▶ **Work required**
Look through the data below. Collect every line where the word "components" occurs.

** start Supplied information **

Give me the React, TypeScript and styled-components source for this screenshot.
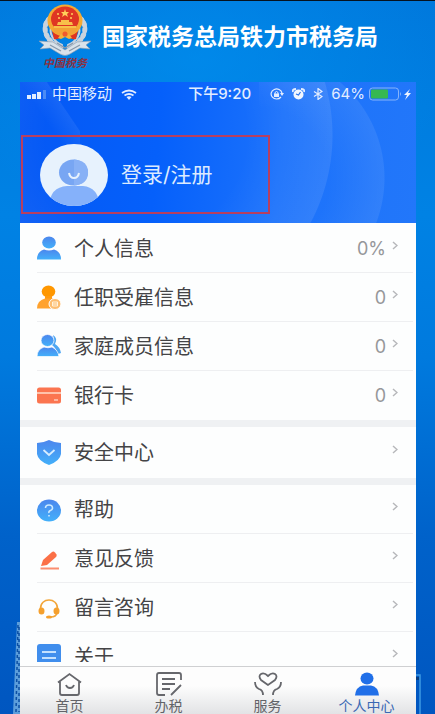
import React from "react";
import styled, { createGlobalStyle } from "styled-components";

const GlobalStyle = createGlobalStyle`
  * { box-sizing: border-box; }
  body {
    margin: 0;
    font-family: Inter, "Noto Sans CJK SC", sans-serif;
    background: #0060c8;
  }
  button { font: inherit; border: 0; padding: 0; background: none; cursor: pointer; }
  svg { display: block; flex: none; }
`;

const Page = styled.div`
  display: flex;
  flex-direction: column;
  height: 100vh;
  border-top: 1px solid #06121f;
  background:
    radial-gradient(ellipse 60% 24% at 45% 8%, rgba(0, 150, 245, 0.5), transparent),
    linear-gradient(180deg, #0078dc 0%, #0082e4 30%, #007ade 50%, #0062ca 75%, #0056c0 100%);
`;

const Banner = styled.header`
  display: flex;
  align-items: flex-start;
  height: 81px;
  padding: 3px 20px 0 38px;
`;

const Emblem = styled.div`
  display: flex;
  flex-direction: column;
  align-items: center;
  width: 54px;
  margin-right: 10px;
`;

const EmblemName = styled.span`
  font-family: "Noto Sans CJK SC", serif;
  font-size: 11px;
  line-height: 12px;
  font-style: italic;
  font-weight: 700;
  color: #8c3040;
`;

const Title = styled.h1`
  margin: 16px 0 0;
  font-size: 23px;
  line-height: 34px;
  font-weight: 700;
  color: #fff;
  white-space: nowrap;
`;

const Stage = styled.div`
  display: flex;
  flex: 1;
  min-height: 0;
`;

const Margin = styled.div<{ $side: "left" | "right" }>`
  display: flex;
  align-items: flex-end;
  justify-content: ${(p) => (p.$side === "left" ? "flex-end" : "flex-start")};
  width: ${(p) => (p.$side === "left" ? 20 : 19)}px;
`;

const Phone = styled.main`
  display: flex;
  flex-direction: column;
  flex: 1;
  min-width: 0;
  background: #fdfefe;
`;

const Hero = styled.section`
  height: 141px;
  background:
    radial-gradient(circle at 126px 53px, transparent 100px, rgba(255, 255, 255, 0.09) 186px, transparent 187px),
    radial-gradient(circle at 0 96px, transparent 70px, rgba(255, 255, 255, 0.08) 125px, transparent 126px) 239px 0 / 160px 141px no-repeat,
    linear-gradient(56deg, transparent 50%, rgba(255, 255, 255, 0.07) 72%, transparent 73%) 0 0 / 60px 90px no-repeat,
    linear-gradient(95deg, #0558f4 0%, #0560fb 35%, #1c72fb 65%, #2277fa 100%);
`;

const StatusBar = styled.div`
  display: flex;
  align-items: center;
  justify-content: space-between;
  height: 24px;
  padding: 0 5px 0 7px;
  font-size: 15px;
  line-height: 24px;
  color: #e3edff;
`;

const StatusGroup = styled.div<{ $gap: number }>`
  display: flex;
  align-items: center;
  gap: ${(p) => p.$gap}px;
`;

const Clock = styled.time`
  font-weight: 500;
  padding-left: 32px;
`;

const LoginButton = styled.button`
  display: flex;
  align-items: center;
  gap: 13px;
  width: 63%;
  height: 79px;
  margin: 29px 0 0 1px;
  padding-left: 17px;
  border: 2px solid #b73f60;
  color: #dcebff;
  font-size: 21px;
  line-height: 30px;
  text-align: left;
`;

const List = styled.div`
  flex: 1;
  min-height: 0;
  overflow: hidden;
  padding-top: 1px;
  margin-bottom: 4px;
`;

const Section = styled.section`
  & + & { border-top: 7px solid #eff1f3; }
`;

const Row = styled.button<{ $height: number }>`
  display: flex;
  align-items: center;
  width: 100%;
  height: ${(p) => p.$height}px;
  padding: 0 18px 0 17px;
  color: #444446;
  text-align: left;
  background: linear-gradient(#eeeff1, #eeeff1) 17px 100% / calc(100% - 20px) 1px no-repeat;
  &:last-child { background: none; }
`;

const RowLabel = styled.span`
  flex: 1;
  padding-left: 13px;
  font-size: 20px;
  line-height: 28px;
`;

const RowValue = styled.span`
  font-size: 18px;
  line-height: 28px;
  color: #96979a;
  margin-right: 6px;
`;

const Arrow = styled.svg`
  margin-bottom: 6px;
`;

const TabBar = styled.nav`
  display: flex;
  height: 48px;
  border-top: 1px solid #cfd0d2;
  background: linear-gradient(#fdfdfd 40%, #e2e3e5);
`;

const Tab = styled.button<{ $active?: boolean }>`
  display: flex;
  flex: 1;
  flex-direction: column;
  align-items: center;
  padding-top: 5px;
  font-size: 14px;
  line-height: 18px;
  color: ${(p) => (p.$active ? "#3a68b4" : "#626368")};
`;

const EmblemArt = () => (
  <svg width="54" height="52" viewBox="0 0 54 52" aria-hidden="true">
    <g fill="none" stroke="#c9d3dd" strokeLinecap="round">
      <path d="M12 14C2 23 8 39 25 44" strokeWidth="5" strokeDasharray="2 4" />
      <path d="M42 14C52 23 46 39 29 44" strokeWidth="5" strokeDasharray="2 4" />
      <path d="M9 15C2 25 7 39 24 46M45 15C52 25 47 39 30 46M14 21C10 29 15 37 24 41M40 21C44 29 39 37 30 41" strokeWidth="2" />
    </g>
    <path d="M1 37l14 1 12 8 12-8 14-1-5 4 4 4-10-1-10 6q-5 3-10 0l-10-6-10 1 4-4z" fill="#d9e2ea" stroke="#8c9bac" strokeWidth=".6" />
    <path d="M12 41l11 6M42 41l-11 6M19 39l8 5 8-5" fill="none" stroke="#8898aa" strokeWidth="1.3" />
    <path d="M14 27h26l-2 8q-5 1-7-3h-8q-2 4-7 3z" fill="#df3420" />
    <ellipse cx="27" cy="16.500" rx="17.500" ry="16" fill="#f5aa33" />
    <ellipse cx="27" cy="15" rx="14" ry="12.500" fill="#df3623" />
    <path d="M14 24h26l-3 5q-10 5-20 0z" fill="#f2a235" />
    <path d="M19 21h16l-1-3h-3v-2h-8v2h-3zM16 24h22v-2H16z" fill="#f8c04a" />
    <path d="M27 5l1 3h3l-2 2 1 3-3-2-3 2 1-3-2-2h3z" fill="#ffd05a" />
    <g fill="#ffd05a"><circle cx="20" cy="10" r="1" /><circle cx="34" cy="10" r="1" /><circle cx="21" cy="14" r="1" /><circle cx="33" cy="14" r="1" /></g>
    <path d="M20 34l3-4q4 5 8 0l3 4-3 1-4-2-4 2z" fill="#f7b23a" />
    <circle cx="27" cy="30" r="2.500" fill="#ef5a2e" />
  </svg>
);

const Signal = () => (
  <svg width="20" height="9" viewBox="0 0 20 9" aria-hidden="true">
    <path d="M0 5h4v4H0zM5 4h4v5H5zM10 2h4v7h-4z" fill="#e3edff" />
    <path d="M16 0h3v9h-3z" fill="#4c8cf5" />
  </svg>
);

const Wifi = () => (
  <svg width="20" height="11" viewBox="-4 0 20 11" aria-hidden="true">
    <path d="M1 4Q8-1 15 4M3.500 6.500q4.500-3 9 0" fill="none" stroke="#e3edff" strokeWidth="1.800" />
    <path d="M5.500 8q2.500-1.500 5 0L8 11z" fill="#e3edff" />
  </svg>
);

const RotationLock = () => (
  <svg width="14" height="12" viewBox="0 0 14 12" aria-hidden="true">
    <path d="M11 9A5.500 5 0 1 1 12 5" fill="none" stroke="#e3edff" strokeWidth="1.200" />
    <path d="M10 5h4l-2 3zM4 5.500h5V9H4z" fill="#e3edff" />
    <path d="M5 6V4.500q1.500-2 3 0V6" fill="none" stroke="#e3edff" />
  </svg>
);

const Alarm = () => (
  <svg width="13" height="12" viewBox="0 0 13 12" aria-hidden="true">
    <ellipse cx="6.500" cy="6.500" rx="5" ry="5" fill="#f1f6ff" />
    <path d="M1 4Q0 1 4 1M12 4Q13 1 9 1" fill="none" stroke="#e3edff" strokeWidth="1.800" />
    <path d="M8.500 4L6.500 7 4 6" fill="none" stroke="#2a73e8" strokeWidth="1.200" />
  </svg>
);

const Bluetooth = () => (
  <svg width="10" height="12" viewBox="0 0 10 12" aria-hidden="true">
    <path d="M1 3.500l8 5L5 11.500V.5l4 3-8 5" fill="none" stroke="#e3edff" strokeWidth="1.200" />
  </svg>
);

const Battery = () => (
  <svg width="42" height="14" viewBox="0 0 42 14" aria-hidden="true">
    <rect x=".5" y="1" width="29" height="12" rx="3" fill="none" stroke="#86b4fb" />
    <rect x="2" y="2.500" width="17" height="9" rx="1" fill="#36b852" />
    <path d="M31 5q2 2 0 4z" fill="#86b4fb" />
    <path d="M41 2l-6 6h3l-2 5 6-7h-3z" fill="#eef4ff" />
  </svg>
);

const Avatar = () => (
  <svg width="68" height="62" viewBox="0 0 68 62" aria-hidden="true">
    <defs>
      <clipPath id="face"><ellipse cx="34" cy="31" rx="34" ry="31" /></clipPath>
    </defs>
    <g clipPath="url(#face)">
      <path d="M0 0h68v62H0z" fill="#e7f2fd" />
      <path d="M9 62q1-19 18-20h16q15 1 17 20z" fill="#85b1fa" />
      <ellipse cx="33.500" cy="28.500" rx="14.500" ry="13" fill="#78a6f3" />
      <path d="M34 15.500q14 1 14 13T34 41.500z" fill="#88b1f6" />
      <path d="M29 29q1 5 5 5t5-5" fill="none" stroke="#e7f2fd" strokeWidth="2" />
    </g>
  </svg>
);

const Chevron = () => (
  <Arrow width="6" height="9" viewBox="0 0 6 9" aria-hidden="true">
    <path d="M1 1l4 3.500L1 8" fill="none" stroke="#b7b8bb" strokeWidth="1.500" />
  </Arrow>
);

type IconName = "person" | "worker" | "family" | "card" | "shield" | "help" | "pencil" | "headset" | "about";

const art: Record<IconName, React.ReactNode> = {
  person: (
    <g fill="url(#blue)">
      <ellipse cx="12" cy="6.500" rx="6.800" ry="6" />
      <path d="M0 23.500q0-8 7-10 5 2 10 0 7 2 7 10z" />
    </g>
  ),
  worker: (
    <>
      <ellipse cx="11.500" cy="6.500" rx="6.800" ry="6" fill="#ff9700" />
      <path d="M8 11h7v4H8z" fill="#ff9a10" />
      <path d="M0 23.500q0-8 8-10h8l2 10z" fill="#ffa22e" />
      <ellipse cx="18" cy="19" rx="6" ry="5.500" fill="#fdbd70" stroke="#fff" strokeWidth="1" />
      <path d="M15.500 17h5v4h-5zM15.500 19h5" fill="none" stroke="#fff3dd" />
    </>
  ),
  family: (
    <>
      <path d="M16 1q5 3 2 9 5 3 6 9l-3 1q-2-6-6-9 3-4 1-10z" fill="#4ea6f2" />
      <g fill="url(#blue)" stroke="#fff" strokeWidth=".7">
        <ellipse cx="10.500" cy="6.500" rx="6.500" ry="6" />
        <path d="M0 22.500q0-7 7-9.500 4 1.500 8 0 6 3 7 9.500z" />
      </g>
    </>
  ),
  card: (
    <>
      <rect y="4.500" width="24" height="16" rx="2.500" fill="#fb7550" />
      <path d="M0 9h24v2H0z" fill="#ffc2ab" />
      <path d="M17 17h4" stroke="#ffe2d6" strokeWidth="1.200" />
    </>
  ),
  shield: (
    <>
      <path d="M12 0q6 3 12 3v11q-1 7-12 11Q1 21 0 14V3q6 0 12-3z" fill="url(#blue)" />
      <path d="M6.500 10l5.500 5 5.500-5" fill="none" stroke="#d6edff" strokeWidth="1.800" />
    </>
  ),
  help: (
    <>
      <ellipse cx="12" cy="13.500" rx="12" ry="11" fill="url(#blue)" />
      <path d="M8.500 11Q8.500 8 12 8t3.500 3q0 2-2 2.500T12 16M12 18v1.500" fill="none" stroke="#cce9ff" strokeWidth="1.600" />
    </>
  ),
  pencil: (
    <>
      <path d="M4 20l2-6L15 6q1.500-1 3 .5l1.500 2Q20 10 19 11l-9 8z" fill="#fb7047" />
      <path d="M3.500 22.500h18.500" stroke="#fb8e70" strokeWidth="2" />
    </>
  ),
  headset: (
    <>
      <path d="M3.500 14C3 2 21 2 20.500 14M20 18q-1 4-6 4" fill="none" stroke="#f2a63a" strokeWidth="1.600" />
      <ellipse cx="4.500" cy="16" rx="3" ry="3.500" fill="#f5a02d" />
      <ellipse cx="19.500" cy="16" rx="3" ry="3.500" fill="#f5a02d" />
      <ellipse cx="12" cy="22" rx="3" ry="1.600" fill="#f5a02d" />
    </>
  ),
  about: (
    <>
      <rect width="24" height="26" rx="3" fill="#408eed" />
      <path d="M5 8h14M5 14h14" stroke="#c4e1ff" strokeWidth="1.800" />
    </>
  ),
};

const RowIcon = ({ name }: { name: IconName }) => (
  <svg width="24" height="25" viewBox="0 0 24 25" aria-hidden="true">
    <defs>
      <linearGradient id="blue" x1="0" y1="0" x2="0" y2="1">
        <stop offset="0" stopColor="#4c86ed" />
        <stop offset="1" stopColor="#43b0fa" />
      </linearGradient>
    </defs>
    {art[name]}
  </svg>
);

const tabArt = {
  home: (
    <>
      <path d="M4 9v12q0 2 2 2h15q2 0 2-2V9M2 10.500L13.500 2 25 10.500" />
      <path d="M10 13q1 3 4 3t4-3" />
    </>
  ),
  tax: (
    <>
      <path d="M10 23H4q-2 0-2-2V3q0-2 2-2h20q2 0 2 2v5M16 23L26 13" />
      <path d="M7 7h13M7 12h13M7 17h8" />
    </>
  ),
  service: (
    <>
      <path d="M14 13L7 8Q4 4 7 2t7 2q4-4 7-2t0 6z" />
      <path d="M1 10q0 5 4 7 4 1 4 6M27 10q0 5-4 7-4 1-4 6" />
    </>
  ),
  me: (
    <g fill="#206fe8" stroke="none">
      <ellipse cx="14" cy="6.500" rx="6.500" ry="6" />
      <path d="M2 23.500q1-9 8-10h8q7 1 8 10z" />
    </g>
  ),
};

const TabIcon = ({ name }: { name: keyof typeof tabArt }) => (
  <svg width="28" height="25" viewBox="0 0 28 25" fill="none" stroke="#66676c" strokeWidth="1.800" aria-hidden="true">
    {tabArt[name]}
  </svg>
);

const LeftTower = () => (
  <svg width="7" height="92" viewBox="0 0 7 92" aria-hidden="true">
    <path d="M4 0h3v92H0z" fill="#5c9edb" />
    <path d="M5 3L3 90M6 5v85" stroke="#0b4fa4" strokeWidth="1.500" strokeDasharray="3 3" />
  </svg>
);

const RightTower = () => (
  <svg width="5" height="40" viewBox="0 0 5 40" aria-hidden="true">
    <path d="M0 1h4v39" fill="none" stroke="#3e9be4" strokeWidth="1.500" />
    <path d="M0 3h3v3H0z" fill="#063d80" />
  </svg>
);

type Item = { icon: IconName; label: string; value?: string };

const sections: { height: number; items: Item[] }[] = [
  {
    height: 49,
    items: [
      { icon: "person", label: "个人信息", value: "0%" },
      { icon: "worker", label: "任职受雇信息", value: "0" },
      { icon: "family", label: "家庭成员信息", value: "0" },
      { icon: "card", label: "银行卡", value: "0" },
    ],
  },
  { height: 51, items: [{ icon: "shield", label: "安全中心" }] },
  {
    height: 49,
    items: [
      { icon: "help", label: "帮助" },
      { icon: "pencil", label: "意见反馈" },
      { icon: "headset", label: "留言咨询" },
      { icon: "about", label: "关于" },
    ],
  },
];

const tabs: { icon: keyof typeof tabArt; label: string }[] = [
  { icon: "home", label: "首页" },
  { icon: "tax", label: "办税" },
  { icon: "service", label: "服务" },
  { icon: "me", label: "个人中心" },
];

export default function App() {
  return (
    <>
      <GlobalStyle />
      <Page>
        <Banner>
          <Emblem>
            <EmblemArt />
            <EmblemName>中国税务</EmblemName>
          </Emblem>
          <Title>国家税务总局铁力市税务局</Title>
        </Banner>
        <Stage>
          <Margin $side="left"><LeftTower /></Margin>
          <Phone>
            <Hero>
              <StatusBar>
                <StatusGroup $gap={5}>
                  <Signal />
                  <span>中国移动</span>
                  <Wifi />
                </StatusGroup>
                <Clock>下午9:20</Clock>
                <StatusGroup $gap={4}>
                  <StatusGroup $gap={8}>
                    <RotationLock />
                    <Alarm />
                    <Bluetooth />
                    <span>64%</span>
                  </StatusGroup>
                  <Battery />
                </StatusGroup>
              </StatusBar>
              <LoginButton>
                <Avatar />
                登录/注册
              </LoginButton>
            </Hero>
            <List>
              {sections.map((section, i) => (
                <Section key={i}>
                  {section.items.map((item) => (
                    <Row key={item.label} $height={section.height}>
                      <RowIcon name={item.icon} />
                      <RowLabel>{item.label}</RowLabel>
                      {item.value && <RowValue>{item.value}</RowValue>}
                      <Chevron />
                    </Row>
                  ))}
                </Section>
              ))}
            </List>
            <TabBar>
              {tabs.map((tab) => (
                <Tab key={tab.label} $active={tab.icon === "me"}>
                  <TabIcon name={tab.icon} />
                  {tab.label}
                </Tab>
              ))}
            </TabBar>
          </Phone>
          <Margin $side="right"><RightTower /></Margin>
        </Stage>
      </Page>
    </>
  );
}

** end Supplied information **

▶ **Task output**
Give me the React, TypeScript and styled-components source for this screenshot.
import styled, { createGlobalStyle } from "styled-components";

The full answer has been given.